ファム・ファタール“ごっこ”とその妄想が、激烈な毒性を発してしまった一例が、ゼルダ&スコット・フィッツジェラルドの夫婦関係だ。出会ったころの十八歳のゼルダは、率先してファム・ファタールを演じ、スコットは彼の小説から抜けだしてきたような女と電撃的に恋に落ちた。夫は「魔性」と同時に「詩神」の役割をゼルダに求め、ゼルダの方は「自分をまったくの無」にして芸術家に奉仕することを楽しんだ。ところが、やがてゼルダは自ら小説を書きだし、自分の日記の文章を無断で転用したスコットの『美しく呪われた人たち』を「盗作」と評す。夫は夫で、ゼルダの小説は「まるでぼくの小説のコピーです」と批判し、「ぼくたちの体験はすべてぼくのものだ」と宣言して、「米国史に残る」作家となっていくのである。
「ゼルダこそが吸血鬼だ」というスコットの言葉に留意したい。シュテファンは「吸血」という語を繰り返し使う。彫刻家のカミーユ・クローデルは、彼女からアイデアを盗もうとするロダンの「吸血鬼のような手から逃げ出し」、自分を守ろうとしたという。そもそも男性の「天才」は多くの場合、「他者からの吸血鬼的な搾取を前提とするもの」だと。

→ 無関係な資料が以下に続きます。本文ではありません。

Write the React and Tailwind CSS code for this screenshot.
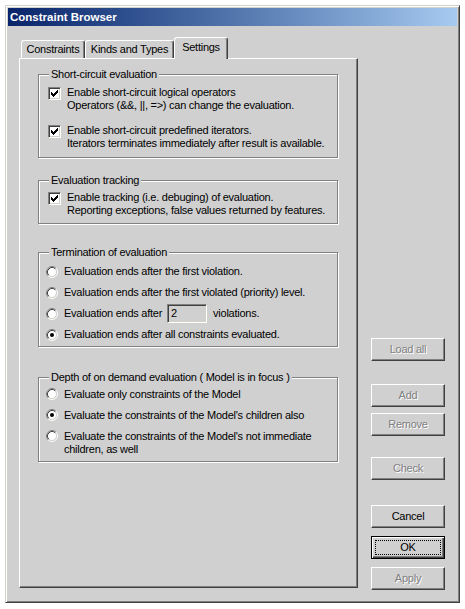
import React from 'react';

const Check = () => (
  <svg width="7" height="7" shapeRendering="crispEdges">
    {[2, 3, 4, 3, 2, 1, 0].map((y, x) => (
      <rect key={x} x={x} y={y} width="1" height="3" fill="#000" />
    ))}
  </svg>
);

const CheckBox = ({ checked }) => (
  <div className="w-[13px] h-[13px] shrink-0 mt-[1px] bg-white border border-t-[#808080] border-l-[#808080] border-b-white border-r-white shadow-[inset_1px_1px_0_#404040,inset_-1px_-1px_0_#d4d0c8] flex items-center justify-center">
    {checked && <Check />}
  </div>
);

const Radio = ({ checked }) => (
  <svg width="12" height="12" className="shrink-0">
    <circle cx="6" cy="6" r="4.5" fill="#fff" />
    <path d="M2.11 9.89 A5.5 5.5 0 0 1 9.89 2.11" stroke="#808080" fill="none" />
    <path d="M9.89 2.11 A5.5 5.5 0 0 1 2.11 9.89" stroke="#fff" fill="none" />
    <path d="M2.82 9.18 A4.5 4.5 0 0 1 9.18 2.82" stroke="#404040" fill="none" />
    <path d="M9.18 2.82 A4.5 4.5 0 0 1 2.82 9.18" stroke="#d4d0c8" fill="none" />
    {checked && <circle cx="6" cy="6" r="2" fill="#000" />}
  </svg>
);

const CheckRow = ({ checked, lines }) => (
  <div className="flex items-start">
    <CheckBox checked={checked} />
    <div className="ml-[6px]">
      {lines.map((l) => <div key={l}>{l}</div>)}
    </div>
  </div>
);

const Group = ({ label, className = '', children }) => (
  <div className={`ml-[18px] w-[300px] border border-[#808080] shadow-[inset_1px_1px_0_#fff,1px_1px_0_#fff] ${className}`}>
    <div className="-mt-[7px] ml-[10px] px-[2px] w-fit bg-[#d0d0d0]">{label}</div>
    {children}
  </div>
);

const Btn = ({ children, disabled, className = '' }) => (
  <div className={`w-[74px] h-[23px] flex items-center justify-center border border-t-white border-l-white border-r-[#404040] border-b-[#404040] shadow-[inset_-1px_-1px_0_#808080] ${disabled ? 'text-[#808080] [text-shadow:1px_1px_0_#fff]' : ''} ${className}`}>
    {children}
  </div>
);

export default function App() {
  return (
    <div className="w-[465px] h-[609px] bg-white pt-[5px] pl-[5px] font-['Liberation_Sans',Arial,sans-serif] text-[11px] leading-[13px] tracking-[-0.25px] text-black">
      <div className="w-[455px] h-[598px] bg-[#d0d0d0] border border-t-[#d4d0c8] border-l-[#d4d0c8] border-r-[#404040] border-b-[#404040] shadow-[inset_1px_1px_0_#fff,inset_-1px_-1px_0_#808080] p-[2px]">
        <div className="h-[18px] flex items-center pl-[2px] bg-linear-to-r from-[#0a246a] to-[#a6caf0] text-white font-bold text-[11.5px] tracking-normal">
          Constraint Browser
        </div>

        <div className="flex pl-[11px] pt-[11px]">
          <div className="w-[339px]">
            <div className="flex items-end h-[21px] pl-[2px]">
              <div className="w-[64px] h-[18px] flex items-center justify-center border-t border-l border-white border-r border-r-[#404040] shadow-[inset_-1px_0_0_#808080] rounded-t-[3px]">Constraints</div>
              <div className="w-[89px] h-[18px] flex items-center justify-center border-t border-l border-white border-r border-r-[#404040] shadow-[inset_-1px_0_0_#808080] rounded-t-[3px]">Kinds and Types</div>
              <div className="relative z-10 w-[54px] h-[22px] -mb-[1px] pb-[2px] flex items-center justify-center bg-[#d0d0d0] border-t border-l border-white border-r border-r-[#404040] shadow-[inset_-1px_0_0_#808080] rounded-t-[3px]">Settings</div>
            </div>

            <div className="h-[530px] border border-t-white border-l-white border-r-[#404040] border-b-[#404040] shadow-[inset_-1px_-1px_0_#808080]">
              <Group label="Short-circuit evaluation" className="mt-[15px]">
                <div className="pl-[9px] pt-[5px] pb-[7px] flex flex-col gap-[12px]">
                  <CheckRow checked lines={['Enable short-circuit logical operators', 'Operators (&&, ||, =>) can change the evaluation.']} />
                  <CheckRow checked lines={['Enable short-circuit predefined iterators.', 'Iterators terminates immediately after result is available.']} />
                </div>
              </Group>

              <Group label="Evaluation tracking" className="mt-[22px]">
                <div className="pl-[9px] pt-[4px] pb-[6px]">
                  <CheckRow checked lines={['Enable tracking (i.e. debuging) of evaluation.', 'Reporting exceptions, false values returned by features.']} />
                </div>
              </Group>

              <Group label="Termination of evaluation" className="mt-[28px]">
                <div className="pl-[7px] pt-[2px] pb-[1px]">
                  <div className="h-[21px] flex items-center gap-[6px]"><Radio /><span>Evaluation ends after the first violation.</span></div>
                  <div className="h-[21px] flex items-center gap-[6px]"><Radio /><span>Evaluation ends after the first violated (priority) level.</span></div>
                  <div className="h-[21px] flex items-center gap-[6px]">
                    <Radio />
                    <span>Evaluation ends after</span>
                    <div className="ml-[-1px] w-[40px] h-[19px] pl-[3px] flex items-center border border-t-[#808080] border-l-[#808080] border-b-white border-r-white shadow-[inset_1px_1px_0_#404040,inset_-1px_-1px_0_#d4d0c8]">2</div>
                    <span>violations.</span>
                  </div>
                  <div className="h-[21px] flex items-center gap-[6px]"><Radio checked /><span>Evaluation ends after all constraints evaluated.</span></div>
                </div>
              </Group>

              <Group label="Depth of on demand evaluation ( Model is in focus )" className="mt-[30px]">
                <div className="pl-[7px] pb-[1px]">
                  <div className="py-[4px] flex items-start gap-[6px]"><Radio /><span>Evaluate only constraints of the Model</span></div>
                  <div className="py-[4px] flex items-start gap-[6px]"><Radio checked /><span>Evaluate the constraints of the Model's children also</span></div>
                  <div className="py-[4px] flex items-start gap-[6px]">
                    <Radio />
                    <div>
                      <div>Evaluate the constraints of the Model's not immediate</div>
                      <div>children, as well</div>
                    </div>
                  </div>
                </div>
              </Group>
            </div>
          </div>

          <div className="ml-[13px] flex flex-col">
            <Btn disabled className="mt-[301px]">Load all</Btn>
            <Btn disabled className="mt-[23px]">Add</Btn>
            <Btn disabled className="mt-[6px]">Remove</Btn>
            <Btn disabled className="mt-[21px]">Check</Btn>
            <Btn className="mt-[25px]">Cancel</Btn>
            <div className="mt-[8px] w-[74px] h-[23px] flex p-[3px] border border-black shadow-[inset_1px_1px_0_#fff,inset_-1px_-1px_0_#404040,inset_-2px_-2px_0_#808080]">
              <div className="flex-1 flex items-center justify-center border border-dotted border-black">OK</div>
            </div>
            <Btn disabled className="mt-[8px]">Apply</Btn>
          </div>
        </div>
      </div>
    </div>
  );
}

“同業”の夫婦の例はほかにもある。アインシュタインの妻ミレヴァ・マリチは、幼少時から数学にずば抜けた才能を示し、スイス最高の大学に進みながら、妊娠、結婚を機に、夫の助手となる。「体系づけて仕事のできる人間ではなかった」夫に代わって数学の問題を解き、彼のアイデアを数学的に転換したというが、ふたりの共同研究は夫の単著となった。クララ・シューマンは夫のローベルトから、演奏家としては称賛されつつ、作曲の仕事は決してさせてもらえなかった。演奏とは「解釈」だが、作曲とは「創作」であり、上位におかれるものだからだ。クララが「自分のなかに重心を持たないあやつり人形」と化したのは、当時支配的だった女性像と、父親の教育の影響もあるという。
夫婦のどちらに救われる価値があるか?と、スコットは問うた。どちらが血を吸い、どちらが与えることになるのか? T・S・エリオットの「自分より価値の高いものに自分を明け渡すこと。芸術家の進歩とは、絶え間なき自己犠牲である」という一文を思いだす。創造的、知的活動における精神的吸血(spiritual vampirism)という観点から考えたとき、エリオット夫妻において、真の吸血鬼はファム・ファタールで知られた妻ではなく、エリオットの方だった。ファム・ファタールは女性のリソースを活用するための隠れ蓑にすぎないのだ。
本書の今世紀版ともいえるケイト・ザンブレノの小説『ヒロインズ』との併読をお勧めする。